The Company is also exploring the opportunity to further its business with Tata Steel for which approval of shareholders has been obtained in March 2019. Opportunities are being explored in the areas of Electromechanical Jobs Industrial Structures and Life Cycle services. The above measures will assist in improving the performance of the Company.
Operations and Performance of Subsidiary Companies
TRF sold York Transport Equipment (Asia) Pte. Limited a step down subsidiary along with its subsidiaries at a total gross consideration of USD 43.56 Mi (Rs. 309 crore) and net consideration of USD 22.23 Mi (Rs. 157.8 crore) to SAF-Holland GMBH on April 30 2018. Consequent to such sale TRF Singapore Pte Limited exercised schemes of capital reduction to the tune of Rs. 121.85 crore and Rs. 13.8 crore in September 2018 and March 2019 respectively helping improve cash flows for TRF.
Dutch Lanka Trailer Manufacturers Ltd (DLT)
DLT based in Sri Lanka manufactures and exports Ports and Road trailers globally.
The turnover of DLT Group in Financial Year 2018-19 was Rs 7139.17 lakh compared to Rs 5321.09 (Incl excise) lakh during the previous year. The Consolidated Profit Before Tax of DLT Group for Financial Year 2018-19 was Rs 2274.80 lakh compared to a Profit of Rs 818.99 lakh in Financial Year 2017-18.
DLT has expanded its market reach to the USA by winning a tender to supply 35 Terminal Trailers to Wilmington Port Delaware USA. The Company has entered markets in the Dominican Republic and South America and re-gained markets in Peru and Australia.
Tata International DLT Pvt.
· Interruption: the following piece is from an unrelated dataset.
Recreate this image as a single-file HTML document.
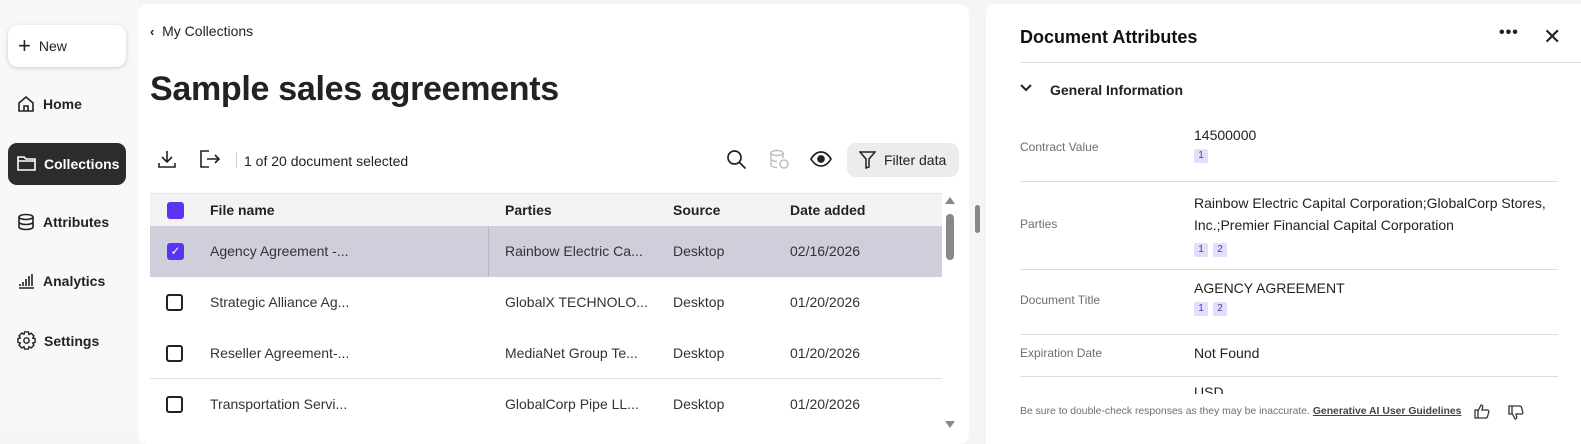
<!DOCTYPE html>
<html><head><meta charset="utf-8"><style>
*{box-sizing:border-box;margin:0;padding:0}
body{width:1581px;height:433px;overflow:hidden;background:#f5f5f5;font-family:"Liberation Sans",sans-serif;color:#222;position:relative}
.a{position:absolute}
.nav{left:17px;font-size:14px;font-weight:bold;color:#222;display:flex;align-items:center;gap:8px}
.cb{position:absolute;left:166px;width:17px;height:17px;border:2px solid #222;border-radius:3px}
.row{position:absolute;left:150px;width:792px;height:51px;font-size:14px;color:#333}
.row span{position:absolute;top:17px}
.lbl{position:absolute;left:1020px;font-size:12px;color:#6e6e6e}
.val{position:absolute;left:1194px;font-size:14px;color:#222}
.tag{display:inline-block;width:14px;height:14px;background:#e3defc;color:#4b3ab0;font-size:10px;text-align:center;line-height:14px;border-radius:2px;margin-right:5px}
.hr{position:absolute;left:1020px;width:538px;height:1px;background:#ddd}
</style></head><body>
<div class="a" style="left:0;top:0;width:138px;height:433px;background:#f8f8f8"></div>
<div class="a" style="left:8px;top:25px;width:118px;height:42px;background:#fff;border-radius:10px;box-shadow:0 1px 4px rgba(0,0,0,.18);font-size:14px;display:flex;align-items:center;padding-left:10px;gap:8px"><span style="font-size:22px;font-weight:300">+</span>New</div>
<div class="a nav" style="top:95px"><svg width="18" height="18" viewBox="0 0 18 18" fill="none" stroke="#222" stroke-width="1.6"><path d="M2 8L9 2l7 6v8H2z M7 16v-5h4v5"/></svg>Home</div>
<div class="a" style="left:8px;top:143px;width:118px;height:42px;background:#2c2c2c;border-radius:9px"></div>
<div class="a nav" style="top:155px;color:#fff"><svg width="19" height="17" viewBox="0 0 19 17" fill="none" stroke="#fff" stroke-width="1.6"><path d="M1 2h6l2 2h9v11H1z M1 6h17"/></svg>Collections</div>
<div class="a nav" style="top:213px"><svg width="18" height="18" viewBox="0 0 18 18" fill="none" stroke="#222" stroke-width="1.6"><ellipse cx="9" cy="4" rx="7" ry="2.5"/><path d="M2 4v10c0 1.4 3 2.5 7 2.5s7-1.1 7-2.5V4M2 9c0 1.4 3 2.5 7 2.5s7-1.1 7-2.5"/></svg>Attributes</div>
<div class="a nav" style="top:272px"><svg width="18" height="18" viewBox="0 0 18 18" stroke="#222" stroke-width="1.6"><path d="M2 16h15M3 14v-2M6 14v-4M9 14V7M12 14V4M15 14V2"/></svg>Analytics</div>
<div class="a nav" style="top:331px"><svg width="19" height="19" viewBox="0 0 20 20" fill="none" stroke="#222" stroke-width="1.5"><path d="M8 1h4l.6 2.6 2.4-1.2 2.8 2.8-1.2 2.4L19 8v4l-2.4.6 1.2 2.4-2.8 2.8-2.4-1.2L12 19H8l-.6-2.4-2.4 1.2-2.8-2.8 1.2-2.4L1 12V8l2.4-.6-1.2-2.4 2.8-2.8 2.4 1.2z"/><circle cx="10" cy="10" r="2.8"/></svg>Settings</div>

<div class="a" style="left:138px;top:4px;width:831px;height:440px;background:#fff;border-radius:10px"></div>
<div class="a" style="left:150px;top:23px;font-size:14px;color:#222"><b style="font-size:13px">‹</b>&nbsp; My Collections</div>
<div class="a" style="left:150px;top:70px;font-size:34px;font-weight:bold;color:#222;letter-spacing:-.3px">Sample sales agreements</div>
<svg class="a" style="left:157px;top:149px" width="20" height="20" viewBox="0 0 20 20" fill="none" stroke="#222" stroke-width="1.6"><path d="M10 2v11M5 8l5 5 5-5M2 14v4h16v-4"/></svg>
<svg class="a" style="left:199px;top:149px" width="22" height="20" viewBox="0 0 22 20" fill="none" stroke="#222" stroke-width="1.6"><path d="M10 2H2v16h8M8 10h12M16 6l4 4-4 4"/></svg>
<div class="a" style="left:236px;top:152px;width:1px;height:16px;background:#ccc"></div>
<div class="a" style="left:244px;top:153px;font-size:14px">1 of 20 document selected</div>
<svg class="a" style="left:726px;top:149px" width="21" height="21" viewBox="0 0 21 21" fill="none" stroke="#222" stroke-width="1.7"><circle cx="8.5" cy="8.5" r="6.5"/><path d="M13.5 13.5l6 6"/></svg>
<svg class="a" style="left:769px;top:149px" width="21" height="21" viewBox="0 0 21 21" fill="none" stroke="#bbb" stroke-width="1.4"><ellipse cx="8" cy="4" rx="6" ry="2.5"/><path d="M2 4v12c0 1.4 3 2.5 6 2.5M14 4v5M2 10c0 1.4 3 2.5 6 2.5"/><circle cx="15" cy="15" r="4"/></svg>
<svg class="a" style="left:810px;top:150px" width="22" height="18" viewBox="0 0 22 18" fill="none" stroke="#222" stroke-width="1.7"><path d="M1 9c3-5 6-7 10-7s7 2 10 7c-3 5-6 7-10 7S4 14 1 9z"/><circle cx="11" cy="9" r="3" fill="#222"/></svg>
<div class="a" style="left:847px;top:143px;width:112px;height:34px;background:#ececec;border-radius:9px;font-size:14px;display:flex;align-items:center;padding-left:12px;gap:8px"><svg width="17" height="18" viewBox="0 0 17 18" fill="none" stroke="#222" stroke-width="1.5"><path d="M1 1h15l-6 7v8l-3 1V8z"/></svg>Filter data</div>

<div class="a" style="left:150px;top:193px;width:792px;height:33px;background:#f3f3f3;border-top:1px solid #e4e4e4"></div>
<div class="a" style="left:167px;top:202px;width:17px;height:17px;background:#5a34f0;border-radius:3px"></div>
<div class="a" style="top:202px;left:210px;font-size:14px;font-weight:bold">File name</div>
<div class="a" style="top:202px;left:505px;font-size:14px;font-weight:bold">Parties</div>
<div class="a" style="top:202px;left:673px;font-size:14px;font-weight:bold">Source</div>
<div class="a" style="top:202px;left:790px;font-size:14px;font-weight:bold">Date added</div>

<div class="row" style="top:226px;background:#cfcfdc"><span style="left:60px">Agency Agreement -...</span><span style="left:355px">Rainbow Electric Ca...</span><span style="left:523px">Desktop</span><span style="left:640px">02/16/2026</span><div class="a" style="left:338px;top:0;width:1px;height:51px;background:#b8b8c8"></div></div>
<div class="a" style="left:167px;top:243px;width:17px;height:17px;background:#5a34f0;border-radius:3px;color:#fff;font-size:12px;text-align:center;line-height:17px">✓</div>
<div class="row" style="top:277px"><span style="left:60px">Strategic Alliance Ag...</span><span style="left:355px">GlobalX TECHNOLO...</span><span style="left:523px">Desktop</span><span style="left:640px">01/20/2026</span></div>
<div class="cb" style="top:294px"></div>
<div class="row" style="top:328px"><span style="left:60px">Reseller Agreement-...</span><span style="left:355px">MediaNet Group Te...</span><span style="left:523px">Desktop</span><span style="left:640px">01/20/2026</span></div>
<div class="cb" style="top:345px"></div>
<div class="a" style="left:150px;top:378px;width:792px;height:1px;background:#e2e2e2"></div>
<div class="row" style="top:379px"><span style="left:60px">Transportation Servi...</span><span style="left:355px">GlobalCorp Pipe LL...</span><span style="left:523px">Desktop</span><span style="left:640px">01/20/2026</span></div>
<div class="cb" style="top:396px"></div>
<div class="a" style="left:945px;top:197px;width:0;height:0;border-left:5px solid transparent;border-right:5px solid transparent;border-bottom:7px solid #888"></div>
<div class="a" style="left:946px;top:214px;width:8px;height:46px;background:#888;border-radius:4px"></div>
<div class="a" style="left:945px;top:421px;width:0;height:0;border-left:5px solid transparent;border-right:5px solid transparent;border-top:7px solid #888"></div>
<div class="a" style="left:975px;top:205px;width:5px;height:28px;background:#888;border-radius:3px"></div>

<div class="a" style="left:986px;top:4px;width:595px;height:440px;background:#fff;border-radius:10px 0 0 0"></div>
<div class="a" style="left:1020px;top:27px;font-size:18px;font-weight:bold;color:#111">Document Attributes</div>
<div class="a" style="left:1499px;top:24px;font-size:16px;font-weight:bold;letter-spacing:1px">•••</div>
<div class="a" style="left:1543px;top:24px;font-size:22px;color:#222">✕</div>
<div class="a" style="left:1020px;top:62px;width:561px;height:1px;background:#ddd"></div>
<svg class="a" style="left:1020px;top:84px" width="12" height="9" viewBox="0 0 12 9" fill="none" stroke="#222" stroke-width="2"><path d="M1 1l5 5 5-5"/></svg>
<div class="a" style="left:1050px;top:82px;font-size:14px;font-weight:bold;color:#222">General Information</div>
<div class="lbl" style="top:140px">Contract Value</div>
<div class="val" style="top:127px">14500000<br><span class="tag" style="margin-top:6px">1</span></div>
<div class="hr" style="top:181px"></div>
<div class="lbl" style="top:217px">Parties</div>
<div class="val" style="top:192px;line-height:22px;width:370px">Rainbow Electric Capital Corporation;GlobalCorp Stores, Inc.;Premier Financial Capital Corporation<br><span class="tag">1</span><span class="tag">2</span></div>
<div class="hr" style="top:269px"></div>
<div class="lbl" style="top:293px">Document Title</div>
<div class="val" style="top:280px">AGENCY AGREEMENT<br><span class="tag" style="margin-top:6px">1</span><span class="tag">2</span></div>
<div class="hr" style="top:334px"></div>
<div class="lbl" style="top:346px">Expiration Date</div>
<div class="val" style="top:345px">Not Found</div>
<div class="hr" style="top:376px"></div>
<div class="a" style="left:1194px;top:386px;width:40px;height:8px;overflow:hidden"><div style="font-size:14px;margin-top:-2px">USD</div></div>
<div class="a" style="left:1020px;top:406px;font-size:10.4px;color:#6e6e6e;white-space:nowrap">Be sure to double-check responses as they may be inaccurate. <u style="color:#444;font-weight:bold">Generative AI User Guidelines</u></div>
<svg class="a" style="left:1474px;top:403px" width="16" height="16" viewBox="0 0 16 16" fill="none" stroke="#333" stroke-width="1.3"><path d="M1 7h3v8H1zM4 8l3-6c1.5 0 2 1 1.6 2.5L8 7h5.5c1 0 1.6 1 1.3 2l-1.3 4.5c-.3.9-.9 1.5-1.8 1.5H4"/></svg>
<svg class="a" style="left:1508px;top:405px" width="16" height="16" viewBox="0 0 16 16" fill="none" stroke="#333" stroke-width="1.3"><path d="M1 1h3v8H1zM4 8l3 6c1.5 0 2-1 1.6-2.5L8 9h5.5c1 0 1.6-1 1.3-2L13.5 2.5C13.2 1.6 12.6 1 11.7 1H4"/></svg>
</body></html>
Ltd (Tata DLT):
The turnover of the Tata DLT the joint venture company of DLT Financial Year 2018-19 was Rs. 50657.03 lakh compared to Rs 35567.94 lakh during the previous year. The Profit before Tax for Financial Year 2018-19 was Rs 4029.71 lakh compared to a Profit of Rs 2206.82 lakh in Financial Year 2017-18. More than 28500 trailers by Tata DLT are running on Indian roads and serving various applications. It introduced India's first intelligent trailer which ensures greater road safety and ensures enhanced operational and braking efficiency. Tata DLT developed various new variants in the market such as 34 feet - 5 feet Side Wall Trailer (SWT) 34 feet - 5.5 feet SWT 34 feet - 6 feet (Plain Sheet) SWT. The Company introduced a 16-wheeler low bed trailer for transportation of heavy machinery for infrastructure projects. It also introduced 16 Cum HD Tipper on Tata LPK 2518 chassis.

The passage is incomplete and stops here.